The machine learning model produces an impulse response that depicts how a sound would alter as it spreads throughout the environment. The researchers then use this impulse response to various sounds to hear how they ought to alter when a person moves about a room.
The researchers found that their methodology consistently produced more precise sound models when compared to other techniques for modeling acoustic data. Their model also had a far higher degree of generalization to new locations in a scene than previous approaches since it incorporated local geometric information.
Additionally, researchers discovered that incorporating the acoustic knowledge their model picks up into a computer vision model can improve the visual reconstruction of the scene. In other words, a neural acoustic fields model could be used backwards to enhance or even build a visual map from scratch.
The researchers intend to continue improving the model so that it can be generalized to new scenarios. Additionally, they plan to use this method for more complex impulsive reactions and larger scenes, like entire buildings or even a whole town or metropolis.
The MIT-IBM Watson AI Lab’s principal research staff member Chuang Gan believes that this new method may present novel opportunities to develop a multimodal immersive experience for the metaverse application.
The research team also mention the limitations of their neural acoustic fields model. Their method, like previous spatial acoustic field coding studies, does not model the phase.
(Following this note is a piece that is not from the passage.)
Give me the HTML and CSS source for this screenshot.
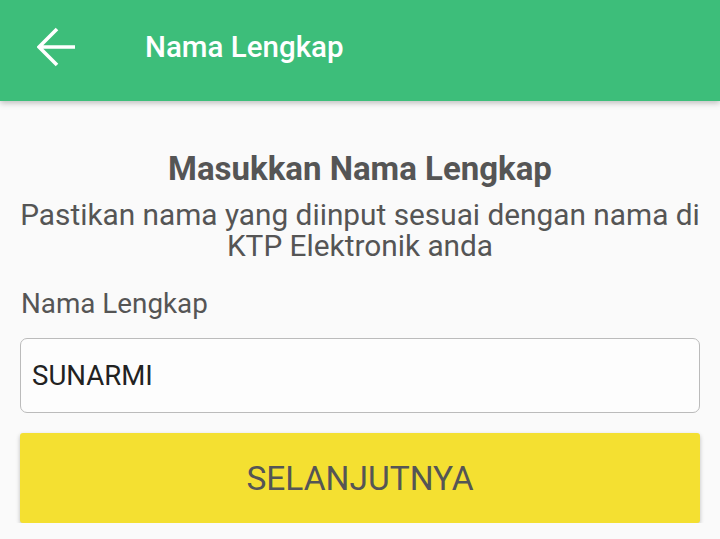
FILE: index.html
```html
<!DOCTYPE html>
<html lang="id">

<head>
    <meta charset="UTF-8">
    <meta name="viewport" content="width=device-width, initial-scale=1.0">
    <title>Nama Lengkap</title>
    <link rel="stylesheet" href="styles.css">
</head>

<body>
    <header class="toolbar">
        <button class="back" aria-label="Kembali">
            <svg width="40" height="40" viewBox="0 0 40 40">
                <path d="M38 20H3M20 2L2 20L20 38" fill="none" stroke="#fff" stroke-width="3.6"/>
            </svg>
        </button>
        <h1 class="toolbar-title">Nama Lengkap</h1>
    </header>

    <main class="content">
        <h2 class="heading">Masukkan Nama Lengkap</h2>
        <p class="hint">Pastikan nama yang diinput sesuai dengan nama di KTP Elektronik anda</p>

        <label class="label" for="nama">Nama Lengkap</label>
        <input class="field" id="nama" type="text" value="SUNARMI">

        <button class="next">SELANJUTNYA</button>
    </main>
</body>

</html>
```

FILE: styles.css
```css
body {
    margin: 0;
    background: #fafafa;
    font-family: Roboto, "Noto Sans", sans-serif;
    color: #555;
}

.toolbar {
    display: flex;
    align-items: center;
    height: 101px;
    background: #3dbe7a;
    box-shadow: 0 2px 6px rgba(0, 0, 0, 0.25);
}

.back {
    display: flex;
    align-items: center;
    justify-content: center;
    width: 40px;
    height: 40px;
    margin: 0 0 8px 37px;
    padding: 0;
    border: none;
    background: none;
}

.toolbar-title {
    margin: 0 0 8px 68px;
    font-size: 29.5px;
    font-weight: 500;
    color: #fff;
}

.content {
    display: flex;
    flex-direction: column;
    padding: 48px 20px 0;
}

.heading {
    margin: 0;
    text-align: center;
    font-size: 33px;
    font-weight: 700;
    line-height: 40px;
}

.hint {
    margin: 10px 0 0;
    text-align: center;
    font-size: 29.8px;
    line-height: 31px;
}

.label {
    margin: 25px 0 0 1px;
    font-size: 27.8px;
    line-height: 36px;
}

.field {
    box-sizing: border-box;
    height: 75px;
    margin-top: 16px;
    padding: 0 11px;
    border: 1.5px solid #bbb;
    border-radius: 7px;
    background: #fdfdfd;
    font-family: inherit;
    font-size: 27.6px;
    color: #222;
}

.next {
    height: 90px;
    margin-top: 20px;
    border: none;
    border-radius: 3px;
    background: #f4e031;
    box-shadow: 0 2px 4px rgba(0, 0, 0, 0.25);
    font-family: inherit;
    font-size: 33.5px;
    color: #555;
}
```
While a magnitude-only approximation may still be sufficient for tasks that depend on the phase, it may not be able to reproduce believable spatial acoustic effects in a compact and continuous manner. This NAF model needs a precomputed acoustic field, which was also the prerequisite in earlier acoustic field studies. Though this isn’t a drawback for many applications, researchers believe the potential to generalize from really small training samples can create new opportunities. Finally, this model is fitted to a particular scene like earlier research that uses implicit neural representations. It’s still unclear if it’s possible to forecast the acoustic field of new scenes.